**Requirements**
All lines in the data bearing the string "React" should be identified and copied.

**Data block**
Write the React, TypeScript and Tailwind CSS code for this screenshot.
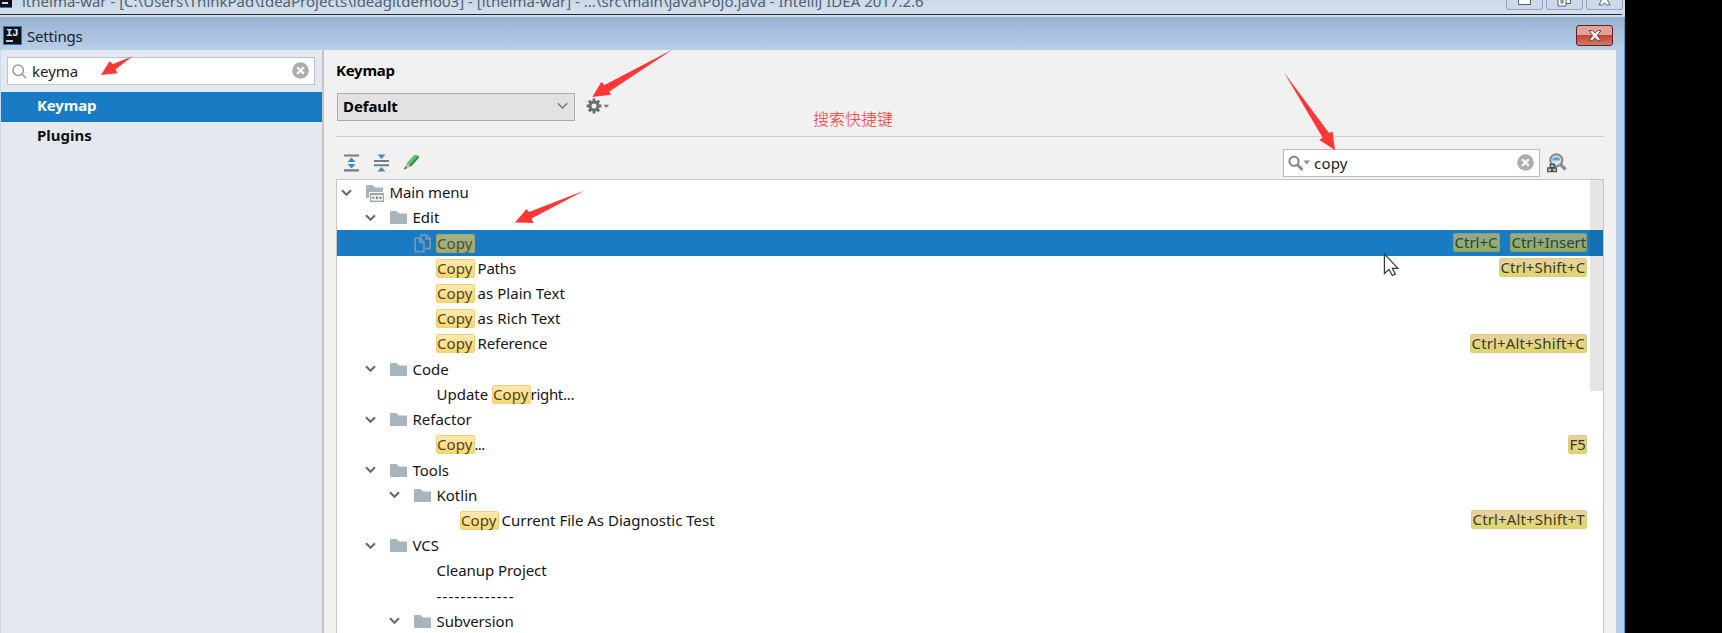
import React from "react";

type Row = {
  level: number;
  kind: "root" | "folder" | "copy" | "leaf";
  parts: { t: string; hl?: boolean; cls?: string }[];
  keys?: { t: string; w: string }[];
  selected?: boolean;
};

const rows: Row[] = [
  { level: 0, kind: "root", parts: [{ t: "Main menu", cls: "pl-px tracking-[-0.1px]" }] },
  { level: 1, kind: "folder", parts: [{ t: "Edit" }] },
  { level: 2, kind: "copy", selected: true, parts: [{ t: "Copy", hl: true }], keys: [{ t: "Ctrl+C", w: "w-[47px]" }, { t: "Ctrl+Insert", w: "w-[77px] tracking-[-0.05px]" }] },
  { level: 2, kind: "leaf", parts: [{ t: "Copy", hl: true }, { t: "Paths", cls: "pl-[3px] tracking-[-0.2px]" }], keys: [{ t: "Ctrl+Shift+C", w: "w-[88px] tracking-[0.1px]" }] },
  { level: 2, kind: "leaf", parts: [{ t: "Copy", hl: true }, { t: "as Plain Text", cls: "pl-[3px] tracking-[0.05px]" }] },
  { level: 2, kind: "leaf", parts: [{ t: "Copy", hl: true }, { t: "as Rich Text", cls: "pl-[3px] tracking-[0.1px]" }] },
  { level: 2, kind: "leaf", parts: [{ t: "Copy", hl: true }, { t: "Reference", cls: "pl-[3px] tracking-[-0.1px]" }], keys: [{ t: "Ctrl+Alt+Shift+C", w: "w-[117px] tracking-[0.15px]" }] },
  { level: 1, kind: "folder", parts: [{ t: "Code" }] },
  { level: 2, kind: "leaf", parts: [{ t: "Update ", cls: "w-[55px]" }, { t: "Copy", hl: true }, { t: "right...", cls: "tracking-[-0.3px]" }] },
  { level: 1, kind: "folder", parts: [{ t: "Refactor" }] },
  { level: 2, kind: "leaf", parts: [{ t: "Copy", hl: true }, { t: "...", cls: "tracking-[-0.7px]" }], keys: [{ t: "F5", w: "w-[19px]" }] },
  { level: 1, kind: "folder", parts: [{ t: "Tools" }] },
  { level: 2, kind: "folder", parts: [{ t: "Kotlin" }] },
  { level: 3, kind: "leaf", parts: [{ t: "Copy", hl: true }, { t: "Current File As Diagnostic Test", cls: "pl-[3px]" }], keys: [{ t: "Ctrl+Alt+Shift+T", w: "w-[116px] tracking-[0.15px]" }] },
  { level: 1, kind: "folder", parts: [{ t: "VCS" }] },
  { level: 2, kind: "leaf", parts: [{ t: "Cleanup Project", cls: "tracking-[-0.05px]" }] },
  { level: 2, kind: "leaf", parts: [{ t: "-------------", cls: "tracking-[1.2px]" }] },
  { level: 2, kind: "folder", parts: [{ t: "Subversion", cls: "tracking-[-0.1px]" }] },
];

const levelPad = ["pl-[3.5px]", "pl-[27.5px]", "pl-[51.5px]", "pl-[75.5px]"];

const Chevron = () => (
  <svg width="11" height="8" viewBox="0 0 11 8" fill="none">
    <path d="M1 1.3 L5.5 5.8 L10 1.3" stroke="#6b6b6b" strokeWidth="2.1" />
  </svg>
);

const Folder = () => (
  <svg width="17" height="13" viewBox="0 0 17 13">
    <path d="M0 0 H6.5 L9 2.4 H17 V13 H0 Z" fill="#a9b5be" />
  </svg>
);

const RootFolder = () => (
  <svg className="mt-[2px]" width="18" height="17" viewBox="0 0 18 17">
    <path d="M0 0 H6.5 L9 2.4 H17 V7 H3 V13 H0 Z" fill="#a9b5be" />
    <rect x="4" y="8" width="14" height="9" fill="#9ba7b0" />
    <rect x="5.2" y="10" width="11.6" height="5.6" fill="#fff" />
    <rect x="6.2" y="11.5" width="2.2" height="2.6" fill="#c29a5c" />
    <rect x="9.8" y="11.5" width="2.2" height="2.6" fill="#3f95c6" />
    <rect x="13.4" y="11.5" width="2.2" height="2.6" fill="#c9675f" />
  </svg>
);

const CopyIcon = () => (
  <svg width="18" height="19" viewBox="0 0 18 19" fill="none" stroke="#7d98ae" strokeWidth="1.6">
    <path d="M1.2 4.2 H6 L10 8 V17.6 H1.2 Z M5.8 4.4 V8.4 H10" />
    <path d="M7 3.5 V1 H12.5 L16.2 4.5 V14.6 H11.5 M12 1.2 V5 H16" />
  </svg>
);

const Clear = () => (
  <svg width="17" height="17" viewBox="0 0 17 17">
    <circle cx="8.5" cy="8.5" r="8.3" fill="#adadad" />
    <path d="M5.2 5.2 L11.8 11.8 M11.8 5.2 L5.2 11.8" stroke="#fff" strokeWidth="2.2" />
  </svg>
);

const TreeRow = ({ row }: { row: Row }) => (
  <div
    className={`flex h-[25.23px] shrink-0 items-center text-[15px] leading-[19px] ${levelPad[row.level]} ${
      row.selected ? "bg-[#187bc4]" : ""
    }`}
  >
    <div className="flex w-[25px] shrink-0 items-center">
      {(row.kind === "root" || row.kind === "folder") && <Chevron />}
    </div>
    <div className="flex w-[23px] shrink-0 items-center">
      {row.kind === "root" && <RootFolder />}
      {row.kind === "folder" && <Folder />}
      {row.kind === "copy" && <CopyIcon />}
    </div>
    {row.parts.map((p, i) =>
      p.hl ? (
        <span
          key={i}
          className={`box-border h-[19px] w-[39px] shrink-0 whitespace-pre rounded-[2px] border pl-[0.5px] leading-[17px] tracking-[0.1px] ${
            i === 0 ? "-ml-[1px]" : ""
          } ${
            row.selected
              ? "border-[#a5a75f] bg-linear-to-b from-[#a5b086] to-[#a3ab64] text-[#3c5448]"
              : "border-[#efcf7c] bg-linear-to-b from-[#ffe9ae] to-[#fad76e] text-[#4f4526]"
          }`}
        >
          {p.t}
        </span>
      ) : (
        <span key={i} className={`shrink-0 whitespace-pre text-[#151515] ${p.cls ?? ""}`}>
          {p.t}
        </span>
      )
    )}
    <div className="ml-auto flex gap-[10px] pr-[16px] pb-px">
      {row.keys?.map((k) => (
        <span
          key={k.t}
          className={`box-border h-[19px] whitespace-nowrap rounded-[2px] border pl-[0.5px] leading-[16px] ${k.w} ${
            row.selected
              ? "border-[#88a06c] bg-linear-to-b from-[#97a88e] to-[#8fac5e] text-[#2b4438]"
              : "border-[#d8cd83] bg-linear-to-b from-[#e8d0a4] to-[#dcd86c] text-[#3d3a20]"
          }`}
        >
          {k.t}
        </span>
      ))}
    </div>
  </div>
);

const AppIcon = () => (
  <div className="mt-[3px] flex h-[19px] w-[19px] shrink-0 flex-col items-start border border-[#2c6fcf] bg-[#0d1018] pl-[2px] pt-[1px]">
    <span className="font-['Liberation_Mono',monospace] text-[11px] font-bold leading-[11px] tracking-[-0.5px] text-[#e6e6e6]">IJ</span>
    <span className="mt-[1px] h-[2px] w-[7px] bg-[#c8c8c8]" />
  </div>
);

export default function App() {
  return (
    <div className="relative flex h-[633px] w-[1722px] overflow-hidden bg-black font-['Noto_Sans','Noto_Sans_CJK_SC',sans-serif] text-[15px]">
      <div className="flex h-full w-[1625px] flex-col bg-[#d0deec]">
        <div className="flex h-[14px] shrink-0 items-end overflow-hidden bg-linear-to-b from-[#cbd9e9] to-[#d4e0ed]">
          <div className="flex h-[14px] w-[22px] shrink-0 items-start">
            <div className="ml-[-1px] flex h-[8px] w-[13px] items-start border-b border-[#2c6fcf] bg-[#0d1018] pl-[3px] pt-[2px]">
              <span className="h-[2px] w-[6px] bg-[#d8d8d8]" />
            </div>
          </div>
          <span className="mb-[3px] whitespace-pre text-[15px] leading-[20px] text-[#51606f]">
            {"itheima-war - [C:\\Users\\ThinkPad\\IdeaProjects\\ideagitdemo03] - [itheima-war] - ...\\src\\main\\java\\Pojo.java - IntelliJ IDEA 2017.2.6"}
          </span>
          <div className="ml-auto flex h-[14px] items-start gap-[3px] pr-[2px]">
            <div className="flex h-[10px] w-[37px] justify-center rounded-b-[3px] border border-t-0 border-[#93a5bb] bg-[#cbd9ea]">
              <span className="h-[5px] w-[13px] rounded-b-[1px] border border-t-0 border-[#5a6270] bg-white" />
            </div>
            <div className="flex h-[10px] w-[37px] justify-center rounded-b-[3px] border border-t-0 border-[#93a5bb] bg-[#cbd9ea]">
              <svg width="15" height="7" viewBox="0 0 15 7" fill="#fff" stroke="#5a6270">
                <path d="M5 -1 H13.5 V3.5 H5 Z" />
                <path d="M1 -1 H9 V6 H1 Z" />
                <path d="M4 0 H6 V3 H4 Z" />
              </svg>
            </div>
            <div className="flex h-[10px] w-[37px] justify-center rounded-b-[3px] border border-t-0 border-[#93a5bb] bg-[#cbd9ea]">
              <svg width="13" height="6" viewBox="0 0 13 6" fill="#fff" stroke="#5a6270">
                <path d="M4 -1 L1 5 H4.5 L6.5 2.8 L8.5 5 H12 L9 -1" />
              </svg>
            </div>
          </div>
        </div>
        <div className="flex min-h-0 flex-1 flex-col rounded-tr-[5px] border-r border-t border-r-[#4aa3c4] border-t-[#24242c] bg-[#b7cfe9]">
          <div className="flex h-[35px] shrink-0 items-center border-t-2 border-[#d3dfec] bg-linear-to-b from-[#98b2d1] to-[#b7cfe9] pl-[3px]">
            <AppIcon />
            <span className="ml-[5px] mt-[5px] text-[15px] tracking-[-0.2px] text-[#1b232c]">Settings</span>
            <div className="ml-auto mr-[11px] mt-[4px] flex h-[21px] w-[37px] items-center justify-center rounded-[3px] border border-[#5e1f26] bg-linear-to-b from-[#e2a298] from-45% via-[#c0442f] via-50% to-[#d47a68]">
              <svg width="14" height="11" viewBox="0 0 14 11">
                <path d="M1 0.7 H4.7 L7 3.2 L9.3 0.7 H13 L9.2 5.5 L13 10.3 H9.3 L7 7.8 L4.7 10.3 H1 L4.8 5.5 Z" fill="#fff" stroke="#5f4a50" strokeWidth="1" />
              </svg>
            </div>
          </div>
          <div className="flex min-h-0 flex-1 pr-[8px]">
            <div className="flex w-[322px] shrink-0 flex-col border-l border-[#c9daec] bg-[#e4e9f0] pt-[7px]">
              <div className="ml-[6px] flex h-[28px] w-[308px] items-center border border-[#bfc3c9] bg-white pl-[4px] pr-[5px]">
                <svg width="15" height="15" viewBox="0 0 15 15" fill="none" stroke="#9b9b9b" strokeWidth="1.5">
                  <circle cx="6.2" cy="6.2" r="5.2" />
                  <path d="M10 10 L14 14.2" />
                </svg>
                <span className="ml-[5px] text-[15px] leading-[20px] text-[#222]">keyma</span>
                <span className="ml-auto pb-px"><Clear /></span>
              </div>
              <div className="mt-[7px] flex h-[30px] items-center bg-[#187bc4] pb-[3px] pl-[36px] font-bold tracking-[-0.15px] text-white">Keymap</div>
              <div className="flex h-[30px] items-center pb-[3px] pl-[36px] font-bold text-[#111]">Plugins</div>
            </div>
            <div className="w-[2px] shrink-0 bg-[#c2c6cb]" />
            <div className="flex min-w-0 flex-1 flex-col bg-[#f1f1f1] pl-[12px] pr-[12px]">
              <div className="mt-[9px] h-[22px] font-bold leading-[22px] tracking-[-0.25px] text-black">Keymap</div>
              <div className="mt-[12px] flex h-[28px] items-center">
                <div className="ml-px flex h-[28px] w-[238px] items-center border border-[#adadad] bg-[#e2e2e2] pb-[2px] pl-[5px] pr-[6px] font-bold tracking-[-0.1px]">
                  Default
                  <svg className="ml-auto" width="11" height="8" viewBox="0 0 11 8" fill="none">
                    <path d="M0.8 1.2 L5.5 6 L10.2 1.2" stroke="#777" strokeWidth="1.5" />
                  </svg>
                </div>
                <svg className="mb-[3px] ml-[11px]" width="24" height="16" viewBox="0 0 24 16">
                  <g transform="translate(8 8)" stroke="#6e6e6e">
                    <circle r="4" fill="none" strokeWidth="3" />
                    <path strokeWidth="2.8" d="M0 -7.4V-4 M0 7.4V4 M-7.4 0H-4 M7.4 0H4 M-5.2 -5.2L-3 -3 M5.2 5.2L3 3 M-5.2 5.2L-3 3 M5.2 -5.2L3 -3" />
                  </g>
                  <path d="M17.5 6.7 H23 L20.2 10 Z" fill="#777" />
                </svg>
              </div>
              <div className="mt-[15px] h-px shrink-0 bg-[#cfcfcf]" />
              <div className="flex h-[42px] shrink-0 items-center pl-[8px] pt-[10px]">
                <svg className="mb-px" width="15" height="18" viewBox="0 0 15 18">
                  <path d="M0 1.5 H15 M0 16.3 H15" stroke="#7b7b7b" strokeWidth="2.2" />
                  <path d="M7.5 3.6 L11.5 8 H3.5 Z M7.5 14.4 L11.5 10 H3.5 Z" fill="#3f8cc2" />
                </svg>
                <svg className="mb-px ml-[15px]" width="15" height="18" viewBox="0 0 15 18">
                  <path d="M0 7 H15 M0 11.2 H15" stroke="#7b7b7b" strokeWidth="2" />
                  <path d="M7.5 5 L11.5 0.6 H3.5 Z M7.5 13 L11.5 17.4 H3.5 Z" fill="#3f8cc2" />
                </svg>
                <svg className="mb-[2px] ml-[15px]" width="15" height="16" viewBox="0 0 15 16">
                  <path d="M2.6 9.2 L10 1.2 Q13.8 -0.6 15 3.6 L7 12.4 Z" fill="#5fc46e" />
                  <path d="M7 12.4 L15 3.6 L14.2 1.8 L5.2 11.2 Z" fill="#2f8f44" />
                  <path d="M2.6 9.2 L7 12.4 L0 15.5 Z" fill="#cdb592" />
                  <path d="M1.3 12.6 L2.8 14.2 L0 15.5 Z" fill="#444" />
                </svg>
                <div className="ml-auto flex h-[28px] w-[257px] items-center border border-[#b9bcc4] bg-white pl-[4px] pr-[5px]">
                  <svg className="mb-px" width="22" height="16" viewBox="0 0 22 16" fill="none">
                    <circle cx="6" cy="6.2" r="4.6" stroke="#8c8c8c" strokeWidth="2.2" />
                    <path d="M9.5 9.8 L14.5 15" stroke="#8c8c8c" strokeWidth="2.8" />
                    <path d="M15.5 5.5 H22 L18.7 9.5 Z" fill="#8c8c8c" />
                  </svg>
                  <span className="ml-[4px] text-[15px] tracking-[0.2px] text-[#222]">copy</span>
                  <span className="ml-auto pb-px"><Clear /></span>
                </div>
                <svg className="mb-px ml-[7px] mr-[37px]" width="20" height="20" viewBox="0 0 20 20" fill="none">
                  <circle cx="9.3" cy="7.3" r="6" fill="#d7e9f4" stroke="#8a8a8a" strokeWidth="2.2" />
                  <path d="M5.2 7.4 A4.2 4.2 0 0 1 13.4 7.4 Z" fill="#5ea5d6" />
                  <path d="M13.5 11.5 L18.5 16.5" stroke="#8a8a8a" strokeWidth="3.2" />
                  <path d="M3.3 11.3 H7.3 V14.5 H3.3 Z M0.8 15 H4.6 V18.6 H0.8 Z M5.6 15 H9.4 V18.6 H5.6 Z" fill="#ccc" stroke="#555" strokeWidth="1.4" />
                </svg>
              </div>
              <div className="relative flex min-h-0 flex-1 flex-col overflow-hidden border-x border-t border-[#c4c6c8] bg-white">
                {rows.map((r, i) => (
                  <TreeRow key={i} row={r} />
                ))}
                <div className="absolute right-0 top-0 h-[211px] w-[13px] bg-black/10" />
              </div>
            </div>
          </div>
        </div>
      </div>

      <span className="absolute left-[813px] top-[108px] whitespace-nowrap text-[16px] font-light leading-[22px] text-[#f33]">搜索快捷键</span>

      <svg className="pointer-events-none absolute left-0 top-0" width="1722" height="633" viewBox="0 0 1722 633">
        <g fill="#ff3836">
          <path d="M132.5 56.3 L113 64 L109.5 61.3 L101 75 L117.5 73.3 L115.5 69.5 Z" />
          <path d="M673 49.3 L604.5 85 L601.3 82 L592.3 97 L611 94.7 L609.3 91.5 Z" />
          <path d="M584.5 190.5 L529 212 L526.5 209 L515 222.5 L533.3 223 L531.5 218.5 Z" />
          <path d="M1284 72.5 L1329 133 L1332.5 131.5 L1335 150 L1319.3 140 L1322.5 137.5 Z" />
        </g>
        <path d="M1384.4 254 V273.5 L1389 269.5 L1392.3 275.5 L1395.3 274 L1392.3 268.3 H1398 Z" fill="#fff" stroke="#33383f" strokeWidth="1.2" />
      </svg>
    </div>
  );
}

**Answer in full**
Write the React, TypeScript and Tailwind CSS code for this screenshot.
import React from "react";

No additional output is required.